-- START DATA ENTRIES --

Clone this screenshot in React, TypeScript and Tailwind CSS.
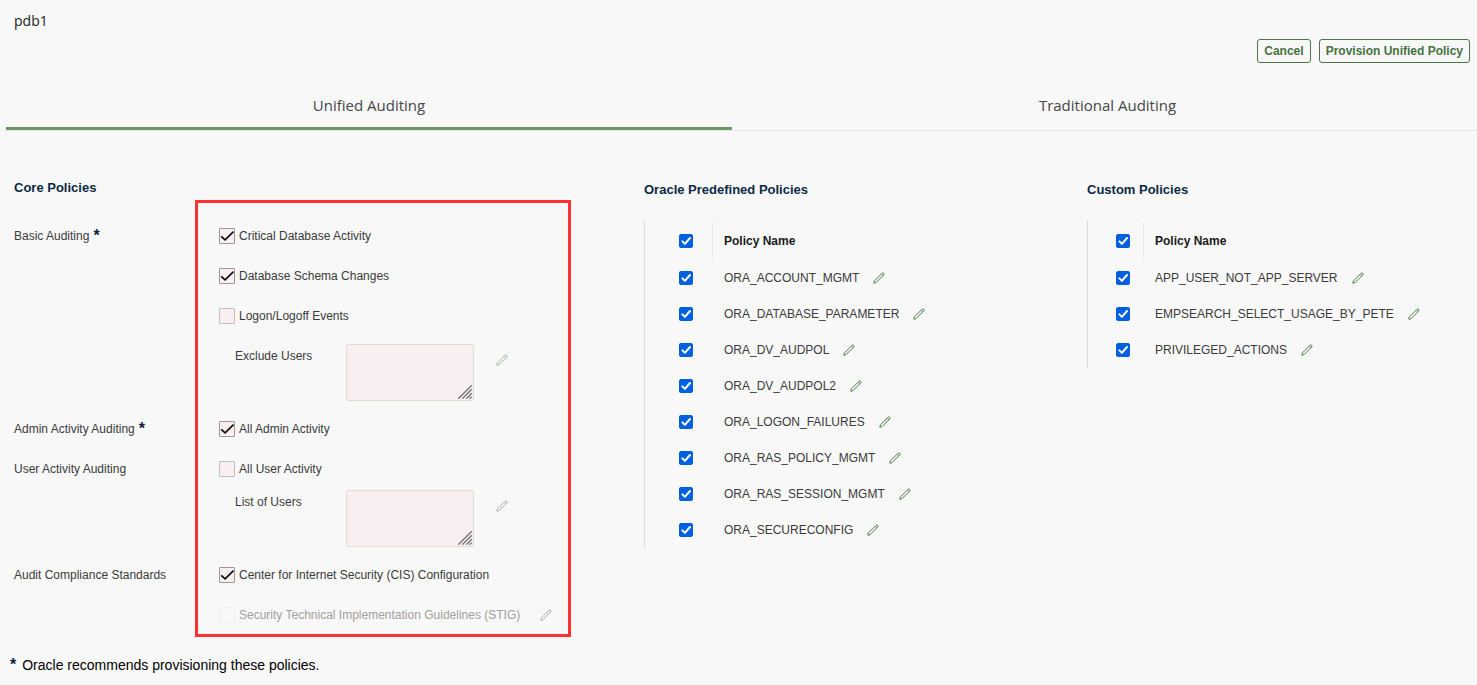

-- END DATA ENTRIES --
-- START DATA ENTRIES --

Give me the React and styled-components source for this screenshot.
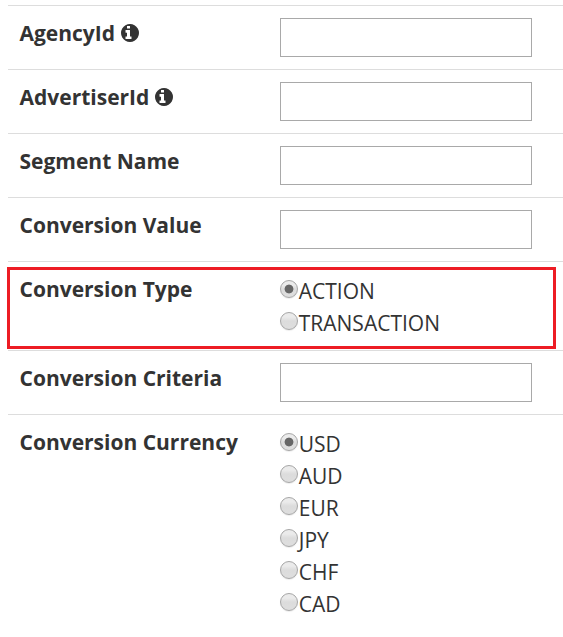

-- END DATA ENTRIES --
-- START DATA ENTRIES --

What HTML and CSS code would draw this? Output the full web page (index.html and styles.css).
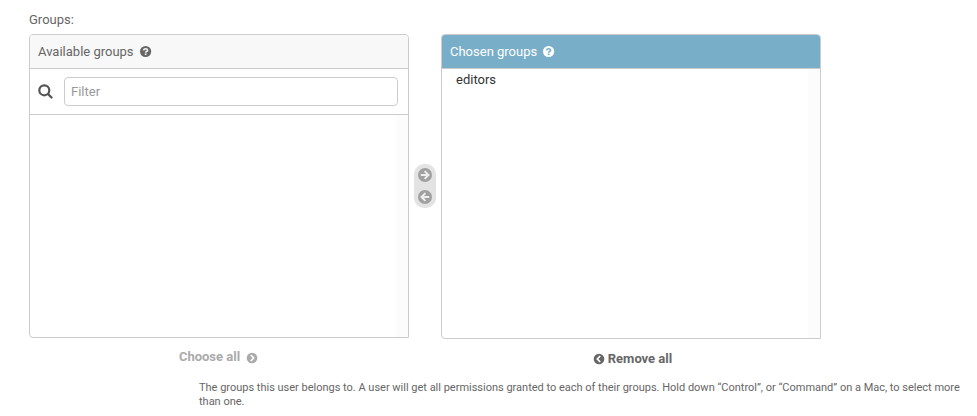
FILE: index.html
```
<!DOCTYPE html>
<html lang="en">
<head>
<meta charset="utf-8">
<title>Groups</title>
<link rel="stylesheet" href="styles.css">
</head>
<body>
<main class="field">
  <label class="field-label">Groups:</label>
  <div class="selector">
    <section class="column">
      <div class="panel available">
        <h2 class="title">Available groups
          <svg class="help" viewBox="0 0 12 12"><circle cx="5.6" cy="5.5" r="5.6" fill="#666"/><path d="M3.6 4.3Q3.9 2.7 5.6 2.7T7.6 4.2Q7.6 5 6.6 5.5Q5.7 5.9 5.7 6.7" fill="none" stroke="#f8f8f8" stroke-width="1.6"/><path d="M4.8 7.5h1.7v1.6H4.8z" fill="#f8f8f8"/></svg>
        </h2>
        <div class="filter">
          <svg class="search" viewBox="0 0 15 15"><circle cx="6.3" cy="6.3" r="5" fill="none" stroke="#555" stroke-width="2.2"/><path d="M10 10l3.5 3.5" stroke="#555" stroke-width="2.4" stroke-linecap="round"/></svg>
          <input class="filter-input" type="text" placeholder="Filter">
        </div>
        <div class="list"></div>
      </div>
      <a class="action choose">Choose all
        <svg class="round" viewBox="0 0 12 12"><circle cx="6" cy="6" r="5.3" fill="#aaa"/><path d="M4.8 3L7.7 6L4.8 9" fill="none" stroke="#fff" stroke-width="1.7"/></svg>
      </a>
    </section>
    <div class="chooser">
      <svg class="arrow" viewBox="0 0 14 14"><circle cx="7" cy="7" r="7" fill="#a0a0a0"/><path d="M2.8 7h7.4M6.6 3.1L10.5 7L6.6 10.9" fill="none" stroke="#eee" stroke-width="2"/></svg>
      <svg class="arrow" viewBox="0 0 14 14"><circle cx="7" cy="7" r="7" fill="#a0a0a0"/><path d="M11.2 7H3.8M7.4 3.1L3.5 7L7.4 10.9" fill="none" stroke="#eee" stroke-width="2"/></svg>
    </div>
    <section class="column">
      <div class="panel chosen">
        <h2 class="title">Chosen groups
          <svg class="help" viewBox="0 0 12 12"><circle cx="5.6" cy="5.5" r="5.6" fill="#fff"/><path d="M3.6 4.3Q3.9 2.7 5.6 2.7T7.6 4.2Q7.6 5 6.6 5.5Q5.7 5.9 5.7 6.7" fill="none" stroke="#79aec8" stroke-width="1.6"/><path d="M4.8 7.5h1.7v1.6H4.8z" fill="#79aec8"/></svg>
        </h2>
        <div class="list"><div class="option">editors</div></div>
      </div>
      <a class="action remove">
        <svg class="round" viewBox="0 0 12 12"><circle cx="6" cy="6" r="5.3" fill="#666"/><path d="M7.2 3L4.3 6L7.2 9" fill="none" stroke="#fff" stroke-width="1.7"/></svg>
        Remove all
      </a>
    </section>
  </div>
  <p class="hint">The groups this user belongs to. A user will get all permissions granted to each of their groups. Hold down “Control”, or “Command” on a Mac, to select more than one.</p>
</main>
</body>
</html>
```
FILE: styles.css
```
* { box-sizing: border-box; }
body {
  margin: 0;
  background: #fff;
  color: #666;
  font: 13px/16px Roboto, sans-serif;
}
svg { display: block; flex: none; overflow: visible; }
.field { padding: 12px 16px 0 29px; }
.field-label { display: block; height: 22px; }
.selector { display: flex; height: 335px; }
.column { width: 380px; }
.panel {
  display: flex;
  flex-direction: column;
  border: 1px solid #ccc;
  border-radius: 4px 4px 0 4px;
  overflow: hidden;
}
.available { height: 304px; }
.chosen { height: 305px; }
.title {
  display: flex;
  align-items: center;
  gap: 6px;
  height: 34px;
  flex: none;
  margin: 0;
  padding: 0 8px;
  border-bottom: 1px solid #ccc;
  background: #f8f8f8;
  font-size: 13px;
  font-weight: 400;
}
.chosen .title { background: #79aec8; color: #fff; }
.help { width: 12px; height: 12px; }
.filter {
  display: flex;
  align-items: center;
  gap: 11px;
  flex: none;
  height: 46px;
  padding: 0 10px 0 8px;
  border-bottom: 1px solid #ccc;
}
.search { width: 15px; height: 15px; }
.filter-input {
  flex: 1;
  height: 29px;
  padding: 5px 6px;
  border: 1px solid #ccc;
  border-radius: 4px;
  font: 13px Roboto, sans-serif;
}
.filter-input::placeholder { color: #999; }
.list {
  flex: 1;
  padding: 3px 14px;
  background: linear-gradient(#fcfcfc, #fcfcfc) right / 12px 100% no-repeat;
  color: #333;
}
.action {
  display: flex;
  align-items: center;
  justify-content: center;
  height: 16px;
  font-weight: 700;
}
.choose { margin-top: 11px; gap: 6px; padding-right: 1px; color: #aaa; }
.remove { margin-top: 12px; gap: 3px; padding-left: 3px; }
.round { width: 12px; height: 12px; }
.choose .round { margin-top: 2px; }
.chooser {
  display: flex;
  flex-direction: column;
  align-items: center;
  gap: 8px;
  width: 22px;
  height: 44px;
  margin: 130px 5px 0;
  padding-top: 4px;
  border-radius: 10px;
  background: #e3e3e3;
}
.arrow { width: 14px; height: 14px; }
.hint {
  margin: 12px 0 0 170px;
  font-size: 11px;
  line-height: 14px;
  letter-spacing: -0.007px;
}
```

-- END DATA ENTRIES --

**THE PROBLEM**
Extract every line containing the string "html" from the data above.

**TASK OUTPUT**
What HTML and CSS code would draw this? Output the full web page (index.html and styles.css).
FILE: index.html
<!DOCTYPE html>
<html lang="en">
</html>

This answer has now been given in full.